In re Marriage of Mercier, 2025 IL App (1st) 241075-U

June 30, 2025
Protection Orders
Case Analysis
- Case citation and parties
In re Marriage of Ljiljana (Lily) Mercier, 2025 IL App (1st) 241075‑U (1st Dist. June 30, 2025) (Rule 23 order). Petitioner‑Appellant: Ljiljana “Lily” Mercier. Respondent‑Appellee: Mark Mercier.

- Key legal issues
1) Whether the trial court properly awarded attorney fees under 750 ILCS 5/508(b) for a party’s failure to comply with post‑judgment obligations and litigation conduct that prolonged the case; 2) whether an evidentiary hearing was required before awarding fees; 3) whether the $25,000 award was excessive or an abuse of discretion.

- Holding / outcome
The appellate court affirmed. It upheld the trial court’s award of $25,000 in 508(b) attorney fees to Mark and rejected Lily’s claims that an evidentiary hearing was required or that the fee award was an abuse of discretion.

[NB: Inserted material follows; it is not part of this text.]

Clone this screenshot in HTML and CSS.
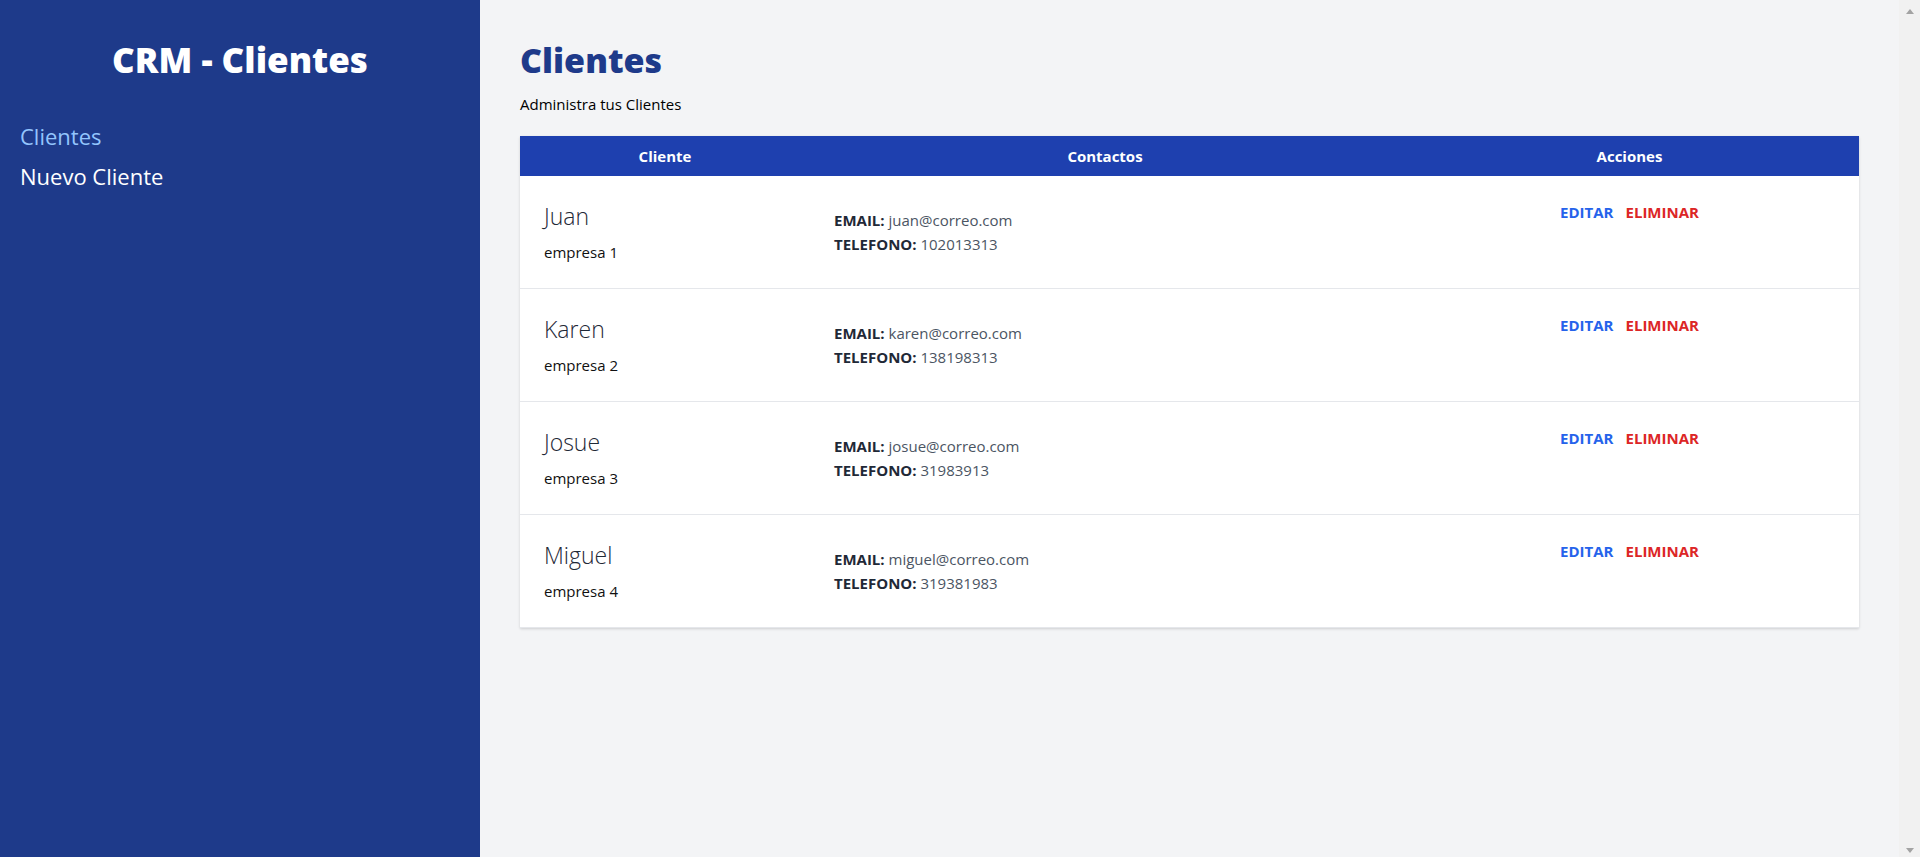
FILE: index.html
```html
<!DOCTYPE html>
<html lang="es">
<head>
<meta charset="utf-8">
<title>CRM - Clientes</title>
<link rel="stylesheet" href="styles.css">
</head>
<body>
<div class="app">
  <aside class="sidebar">
    <h2 class="brand">CRM - Clientes</h2>
    <nav class="nav">
      <a class="nav-link active" href="#">Clientes</a>
      <a class="nav-link" href="#">Nuevo Cliente</a>
    </nav>
  </aside>
  <main class="main">
    <h1 class="page-title">Clientes</h1>
    <p class="page-sub">Administra tus Clientes</p>
    <table class="clients">
      <thead>
        <tr>
          <th class="col-client">Cliente</th>
          <th class="col-contact">Contactos</th>
          <th class="col-actions">Acciones</th>
        </tr>
      </thead>
      <tbody>
        <tr>
          <td><p class="name">Juan</p><p class="company">empresa 1</p></td>
          <td><p class="contact"><span class="label">Email:</span> juan@correo.com</p><p class="contact"><span class="label">Telefono:</span> 102013313</p></td>
          <td class="actions"><div class="action-row"><a class="btn edit" href="#">Editar</a><a class="btn delete" href="#">Eliminar</a></div></td>
        </tr>
        <tr>
          <td><p class="name">Karen</p><p class="company">empresa 2</p></td>
          <td><p class="contact"><span class="label">Email:</span> karen@correo.com</p><p class="contact"><span class="label">Telefono:</span> 138198313</p></td>
          <td class="actions"><div class="action-row"><a class="btn edit" href="#">Editar</a><a class="btn delete" href="#">Eliminar</a></div></td>
        </tr>
        <tr>
          <td><p class="name">Josue</p><p class="company">empresa 3</p></td>
          <td><p class="contact"><span class="label">Email:</span> josue@correo.com</p><p class="contact"><span class="label">Telefono:</span> 31983913</p></td>
          <td class="actions"><div class="action-row"><a class="btn edit" href="#">Editar</a><a class="btn delete" href="#">Eliminar</a></div></td>
        </tr>
        <tr>
          <td><p class="name">Miguel</p><p class="company">empresa 4</p></td>
          <td><p class="contact"><span class="label">Email:</span> miguel@correo.com</p><p class="contact"><span class="label">Telefono:</span> 319381983</p></td>
          <td class="actions"><div class="action-row"><a class="btn edit" href="#">Editar</a><a class="btn delete" href="#">Eliminar</a></div></td>
        </tr>
      </tbody>
    </table>
  </main>
  <div class="scrollbar" aria-hidden="true">
    <span class="arrow up"></span>
    <span class="arrow down"></span>
  </div>
</div>
</body>
</html>
```
FILE: styles.css
```css
* { box-sizing: border-box; }
html, body { margin: 0; padding: 0; }
body {
  font-family: "Open Sans", "Noto Sans", sans-serif;
  color: #000;
  overflow: hidden;
}
p { margin: 0; }
a { text-decoration: none; }

.app {
  display: flex;
  height: 100vh;
  background: #f3f4f6;
}

.sidebar {
  width: 480px;
  flex: none;
  background: #1e3a8a;
  padding: 40px 20px 20px;
}
.brand {
  margin: 0;
  color: #fff;
  text-align: center;
  font-size: 35px;
  line-height: 40px;
  font-weight: 800;
}
.nav {
  margin-top: 40px;
  display: flex;
  flex-direction: column;
  gap: 8px;
}
.nav-link {
  display: block;
  color: #fff;
  font-size: 22px;
  line-height: 32px;
}
.nav-link.active { color: #93c5fd; }

.main {
  flex: 1;
  padding: 40px;
  overflow: hidden;
}
.page-title {
  margin: 0;
  color: #1e3a8a;
  font-size: 34px;
  line-height: 40px;
  font-weight: 800;
}
.page-sub {
  margin-top: 12px;
  font-size: 15px;
  line-height: 24px;
  color: #000;
}

.clients {
  margin-top: 20px;
  width: 100%;
  border-collapse: collapse;
  background: #fff;
  box-shadow: 0 1px 3px rgba(0,0,0,0.1), 0 1px 2px rgba(0,0,0,0.06);
}
.clients thead tr { background: #1e40af; }
.clients th {
  color: #fff;
  font-size: 15px;
  line-height: 24px;
  font-weight: 700;
  padding: 8px 0;
  text-align: center;
}
.col-client { width: 290px; }
.col-contact { width: 590px; }
.clients td {
  padding: 24px;
  vertical-align: middle;
  border-bottom: 1px solid #e5e7eb;
}
.clients td.actions { vertical-align: top; }

.name {
  font-size: 23px;
  line-height: 32px;
  font-weight: 300;
  color: #1f2937;
}
.company {
  margin-top: 8px;
  font-size: 15px;
  line-height: 24px;
  color: #111;
}
.contact {
  font-size: 15px;
  line-height: 24px;
  color: #4b5563;
}
.label {
  color: #1f2937;
  font-weight: 700;
  text-transform: uppercase;
}

.action-row {
  display: flex;
  justify-content: center;
  gap: 12px;
}
.btn {
  font-size: 15px;
  line-height: 24px;
  font-weight: 700;
  text-transform: uppercase;
}
.btn.edit { color: #2563eb; }
.btn.delete { color: #dc2626; }

.scrollbar {
  width: 21px;
  flex: none;
  background: #f1f1f1;
  display: flex;
  flex-direction: column;
  justify-content: space-between;
  align-items: center;
  padding: 9px 0 4px;
}
.arrow {
  width: 0;
  height: 0;
  border-left: 4.5px solid transparent;
  border-right: 4.5px solid transparent;
}
.arrow.up { border-bottom: 5px solid #a3a3a3; }
.arrow.down { border-top: 5px solid #a3a3a3; }
```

- Significant legal reasoning
- Section 508(b) authorizes fee shifting when a party unreasonably fails to comply with an order; if failure is without compelling cause, fees must be awarded. The trial court found Lily’s overall litigation conduct (missed deadlines, motion to transfer venue that was withdrawn, failure to appear or timely respond, last‑minute filings, and advancing new theories after rulings) needlessly prolonged and increased costs.
- Although Lily’s initial interpretation of the marital settlement agreement was not “fanciful or frivolous,” the cumulative, protracted nature of her actions rendered a 508(b) award appropriate.
- The appellate court applied forfeiture: Lily never requested an evidentiary hearing in the trial court, so she forfeited that argument on appeal.
- The court reviewed the fee award for abuse of discretion and found the trial court reasonably tailored the sanction to the misconduct and the requested documentation (itemized billing).

- Practice implications for family law attorneys
- Preserve procedural objections: specifically request evidentiary hearings or other relief in the trial court or risk forfeiture on appeal.
- Timely comply with MSA/QILDRO provisions and court orders—658(b) sanctions (508(b) here) can follow even where an underlying interpretation is arguable if conduct is dilatory or duplicative.
- Avoid venue‑shopping and last‑minute new theories; raise substantive defenses early and with supporting authority.
- Maintain and produce contemporaneous, segregated billing that links time entries to sanctionable conduct—courts will examine itemization when awarding fees.
- Draft MSAs/QILDROs carefully to address disability vs. retirement treatment and tax allocation to reduce later disputes.
- Rule 23 nonprecedential status: this order is persuasive on similar facts but not binding precedent.